Alain Juppé a précisé les modalités de cette intervention telle que la conçoit Paris. Au passage, il en profite pour donner son appréciation, et par conséquent celle de son gouvernement, sur la situation rwandaise. Il reconnaît qu'« il faut parler de génocide, car il y a bien volonté délibérée des milices actives dans les zones gouvernementales d'abattre les Tutsis ». Mais, dans la foulée, le ministre tente de nier la lourde responsabilité de la France en affirmant qu'elle « n'a jamais soutenu une ethnie rwandaise contre une autre ».
Selon lui, dans la « lutte sans merci pour le pouvoir », il y a deux responsables : d'un côté les « extrémistes hutus », et de l'autre « la branche militaire du FPR (qui) a choisi la victoire totale et sans concession ». Cette approche laisse mal augurer de la mission que Paris aimerait voir confier à la future force d'intervention. Même si Alain Juppé assure qu'il s'agit de « mettre fin et de protéger les populations menacées d'extermination ».
Malgré cette dernière affirmation, les questions ne manquent pas de se poser. Intervention française empreinte de colonialisme ou dans le cadre des résolutions votées par le Conseil de sécurité des Nations unies ? Quand on lui demande si sa proposition envisage un mandat de l'ONU et de l'OUA (Organisation de l'unité africaine), le ministre français des Affaires étrangères répond, lapidaire mais significatif : « Nous regarderons cela. Ce qui sera le plus rapide. »
On est d'autant plus inquiet quand on entend Gérard Longuet proclamer que « si on y va, il faut y aller pour rester ». Le président du Parti républicain ne s'arrête pas là et ajoute : « L'histoire de la Somalie est un naufrage, parce qu'on y est allé à la dimension des médias, pour débarquer, pour régler l'affaire en deux coups de cuiller à pot… Si on veut régler quelque chose, il faut durer. Il faut former des cadres (…) il faut des hommes, de l'argent. » Ou encore : « Est-ce que notre pays est capable de sécréter en son sein suffisamment de soldats, d'administrateurs pour tenir à bout de bras un certain nombre de pays. » A écouter Gérard Longuet, on en reviendrait à la belle époque de la coloniale.
Ce n'est pas tant le bien-fondé d'une intervention qui est posé que le contenu de celle-ci.
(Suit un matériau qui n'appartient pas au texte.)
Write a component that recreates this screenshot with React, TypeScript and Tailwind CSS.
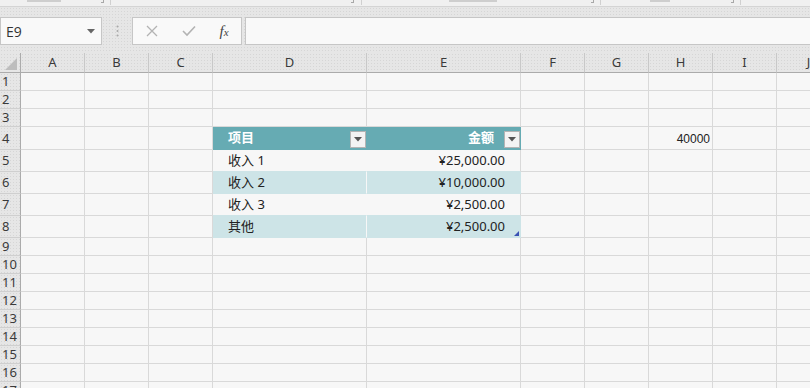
import React from 'react'

const COLS = ['A', 'B', 'C', 'D', 'E', 'F', 'G', 'H', 'I', 'J']

type Row = { n: number; h: string }

const ROWS: Row[] = [
  { n: 1, h: 'h-[18px]' },
  { n: 2, h: 'h-[18px]' },
  { n: 3, h: 'h-[18px]' },
  { n: 4, h: 'h-[23px]' },
  { n: 5, h: 'h-[22px]' },
  { n: 6, h: 'h-[22px]' },
  { n: 7, h: 'h-[22px]' },
  { n: 8, h: 'h-[22px]' },
  { n: 9, h: 'h-[18px]' },
  { n: 10, h: 'h-[18px]' },
  { n: 11, h: 'h-[18px]' },
  { n: 12, h: 'h-[18px]' },
  { n: 13, h: 'h-[18px]' },
  { n: 14, h: 'h-[18px]' },
  { n: 15, h: 'h-[18px]' },
  { n: 16, h: 'h-[18px]' },
  { n: 17, h: 'h-[18px]' },
]

const TABLE: Record<number, [string, string]> = {
  5: ['收入 1', '¥25,000.00'],
  6: ['收入 2', '¥10,000.00'],
  7: ['收入 3', '¥2,500.00'],
  8: ['其他', '¥2,500.00'],
}

const dotted =
  'bg-[#e6e6e6] bg-[radial-gradient(#d6d6d6_0.6px,transparent_0.8px)] bg-[length:3px_3px]'

function FilterButton() {
  return (
    <div className="absolute right-0 top-[4px] flex h-[17px] w-[16px] items-center justify-center border border-[#b4b4b4] bg-[#f3f3f3]">
      <svg width="8" height="5" viewBox="0 0 8 5">
        <path d="M0 0h8L4 4.5z" fill="#555" />
      </svg>
    </div>
  )
}

function Cell({ row, col }: { row: number; col: string }) {
  const base = 'relative flex items-center overflow-hidden border-r border-b'

  // table header
  if (row === 4 && (col === 'D' || col === 'E')) {
    return (
      <div className={`${base} border-[#66abb3] bg-[#66abb3] font-bold text-white ${col === 'D' ? 'pl-[15px]' : 'justify-end pr-[26px]'}`}>
        <span>{col === 'D' ? '项目' : '金额'}</span>
        <FilterButton />
      </div>
    )
  }

  const data = TABLE[row]
  if (data && (col === 'D' || col === 'E')) {
    const banded = row === 6 || row === 8
    const bg = banded ? 'bg-[#cde4e7]' : 'bg-[#f7f7f7]'
    const right =
      col === 'D' ? 'border-r-[#f7f7f7]' : banded ? 'border-r-[#cde4e7]' : 'border-r-[#d9d9d9]'
    return (
      <div className={`${base} ${bg} ${right} border-b-[#cde4e7] text-[#222] ${col === 'D' ? 'pl-[15px]' : 'justify-end pr-[15px]'}`}>
        <span>{col === 'D' ? data[0] : data[1]}</span>
        {row === 8 && col === 'E' && (
          <svg className="absolute right-[1px] bottom-[1px]" width="5" height="5" viewBox="0 0 5 5">
            <path d="M5 0v5H0z" fill="#3b52b4" />
          </svg>
        )}
      </div>
    )
  }

  if (row === 4 && col === 'H') {
    return (
      <div className={`${base} border-[#d9d9d9] bg-[#f7f7f7] justify-end pr-[2px] pt-[1px] font-['Liberation_Sans',sans-serif] text-[12px] text-[#222]`}>
        40000
      </div>
    )
  }

  return <div className={`${base} border-[#d9d9d9] bg-[#f7f7f7]`} />
}

function Launcher({ x }: { x: string }) {
  return (
    <>
      <div className={`absolute ${x} top-0 h-[3px] w-[3px] border-r border-b border-[#8a8a8a] opacity-70`} />
    </>
  )
}

export default function App() {
  return (
    <div className="h-[388px] w-[810px] overflow-hidden bg-[#f7f7f7] font-['Noto_Sans','Noto_Sans_CJK_SC',sans-serif] text-[13px]">
      {/* ribbon remnant */}
      <div className="relative h-[7px] border-b border-[#d4d4d4] bg-[#f0f0f0]">
        <div className="absolute left-[27px] top-0 h-[2px] w-[34px] bg-[#9a9a9a] opacity-40" />
        <Launcher x="left-[101px]" />
        <div className="absolute left-[110px] top-0 h-[5px] w-px bg-[#d0d0d0]" />
        <Launcher x="left-[351px]" />
        <div className="absolute left-[361px] top-0 h-[5px] w-px bg-[#d0d0d0]" />
        <div className="absolute left-[449px] top-0 h-[2px] w-[48px] bg-[#9a9a9a] opacity-40" />
        <Launcher x="left-[591px]" />
        <div className="absolute left-[600px] top-0 h-[5px] w-px bg-[#d0d0d0]" />
        <div className="absolute left-[650px] top-0 h-[2px] w-[20px] bg-[#9a9a9a] opacity-40" />
        <Launcher x="left-[731px]" />
        <div className="absolute left-[740px] top-0 h-[5px] w-px bg-[#d0d0d0]" />
      </div>

      {/* formula bar */}
      <div className={`${dotted} pt-[10px] pb-[8px]`}>
        <div className="flex h-[28px] items-stretch">
          <div className="flex w-[102px] items-center justify-between border border-[#c6c6c6] bg-[#f9f9f9] pl-[5px] pr-[6px]">
            <span className="font-['Open_Sans',sans-serif] text-[14px] text-[#333]">E9</span>
            <svg width="8" height="5" viewBox="0 0 8 5">
              <path d="M0 0h8L4 4.5z" fill="#666" />
            </svg>
          </div>
          <div className="flex w-[30px] items-center justify-center">
            <svg width="3" height="12" viewBox="0 0 3 12">
              <circle cx="1.5" cy="1.5" r="1" fill="#a8a8a8" />
              <circle cx="1.5" cy="6" r="1" fill="#a8a8a8" />
              <circle cx="1.5" cy="10.5" r="1" fill="#a8a8a8" />
            </svg>
          </div>
          <div className="flex w-[110px] items-center border border-[#c6c6c6] bg-[#f9f9f9]">
            <div className="flex w-[37px] justify-center">
              <svg width="12" height="12" viewBox="0 0 12 12">
                <path d="M1 1l10 10M11 1L1 11" stroke="#b3b3b3" strokeWidth="1.3" />
              </svg>
            </div>
            <div className="flex w-[37px] justify-center">
              <svg width="14" height="12" viewBox="0 0 14 12">
                <path d="M1 6l4 4L13 1.5" stroke="#b3b3b3" strokeWidth="1.6" fill="none" />
              </svg>
            </div>
            <div className="flex w-[34px] items-baseline justify-center font-['Liberation_Serif',serif] text-[15px] italic leading-none text-[#444]">
              <span>f</span>
              <span className="text-[11px]">x</span>
            </div>
          </div>
          <div className="ml-[3px] flex-1 border border-r-0 border-[#c6c6c6] bg-[#f9f9f9]" />
        </div>
      </div>

      {/* sheet */}
      <div className="grid grid-cols-[21px_64px_64px_64px_154px_154px_64px_64px_64px_64px_64px]">
        {/* column header */}
        <div className={`${dotted} relative h-[20px] border-r border-b border-r-[#ababab] border-b-[#ababab]`}>
          <svg className="absolute left-[5px] top-[5px]" width="12" height="12" viewBox="0 0 12 12">
            <path d="M12 0v12H0z" fill="#bdbdbd" />
          </svg>
        </div>
        {COLS.map(c => (
          <div
            key={c}
            className={`${dotted} flex h-[20px] items-center justify-center border-r border-b border-r-[#c8c8c8] border-b-[#ababab] text-[13px] leading-none text-[#3a3a3a]`}
          >
            {c}
          </div>
        ))}

        {ROWS.map(r => (
          <React.Fragment key={r.n}>
            <div className={`${dotted} ${r.h} flex items-center border-r border-b border-r-[#ababab] border-b-[#cfcfcf] pl-[2px] text-[13px] leading-none text-[#3a3a3a]`}>
              {r.n}
            </div>
            {COLS.map(c => (
              <div key={c} className={`${r.h} grid`}>
                <Cell row={r.n} col={c} />
              </div>
            ))}
          </React.Fragment>
        ))}
      </div>
    </div>
  )
}
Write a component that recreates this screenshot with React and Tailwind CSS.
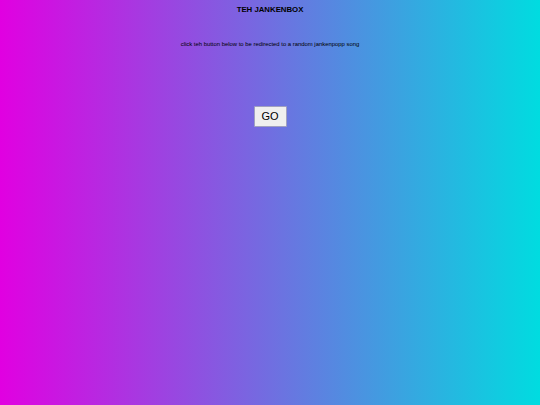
export default function App() {
  return (
    <div className="min-h-[405px] w-full bg-[linear-gradient(to_right,#e100e1,#00dce0)] font-['Liberation_Sans',Arial,sans-serif] text-black">
      <div className="flex flex-col items-center">
        <h1 className="mt-[5px] text-[7.8px] font-bold leading-[10px]">TEH JANKENBOX</h1>
        <p className="mt-[25px] text-[5.9px] leading-[8px]">
          click teh button below to be redirected to a random jankenpopp song
        </p>
        <button className="mt-[58px] h-[21px] w-[33px] rounded-[1px] border border-[#a0a0c0] bg-[#efefef] text-[11px] leading-none">
          GO
        </button>
      </div>
    </div>
  );
}
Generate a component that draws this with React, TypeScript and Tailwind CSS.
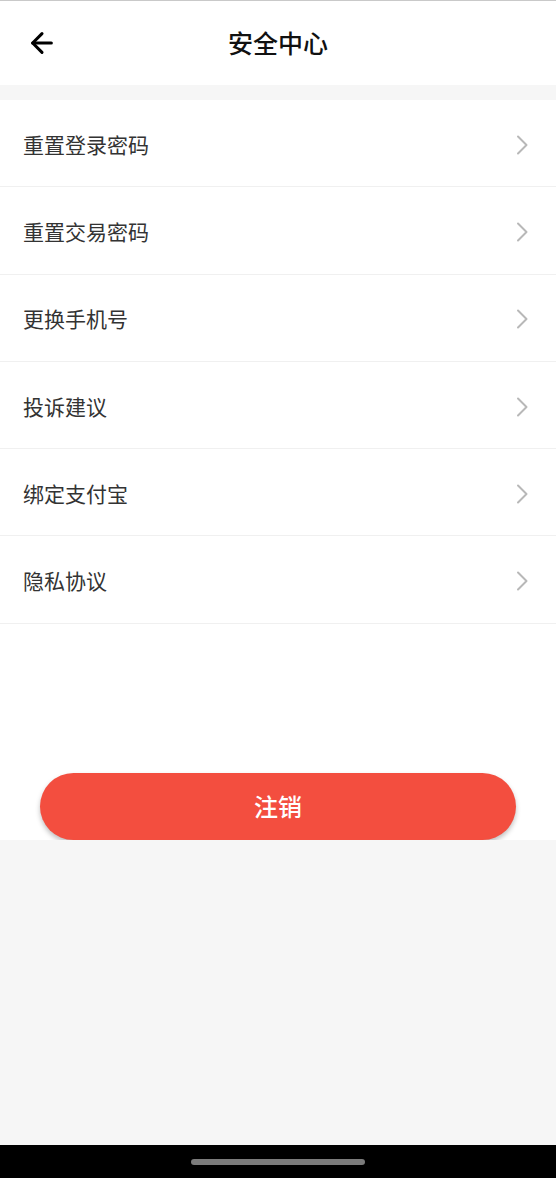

Une force de protection des civils, tutsis comme hutus, ainsi que les organisations humanitaires ? L'arrestation, puis le jugement, de ceux qui ont commandité et perpétré les massacres ? Faire sauter la légion, non plus sur Kolwezi, mais sur Kigali ? Le Front patriotique rwandais est farouchement opposé à cette dernière perspective. « Ils interviendraient pour protéger les bourreaux. Ce serait une attaque, une provocation », estime le FPR qui rappelle que « trois ans de présence française n'ont pas empêché le massacre des populations civiles ».
Comment la France, qui a soutenu, armé et conseillé la dictature de Habyarimana pourrait-elle faire son retour sur le terrain rwandais afin d'empêcher les massacreurs, héritiers de cette même dictature ? Et la population rwandaise ? Pour elle, l'uniforme d'un soldat français lui rappellerait cette époque pas si lointaine où des « conseillers militaires » français contrôlaient l'appartenance ethnique sur les cartes d'identité (voir témoignages dans « l'Humanité » du 31 mai 1994). Faut-il alors que des casques bleus français participent à une force d'intervention, même sous l'égide de l'ONU ? La situation rwandaise ne nécessite-t-elle pas un investissement de toute la communauté internationale, notamment des pays africains ?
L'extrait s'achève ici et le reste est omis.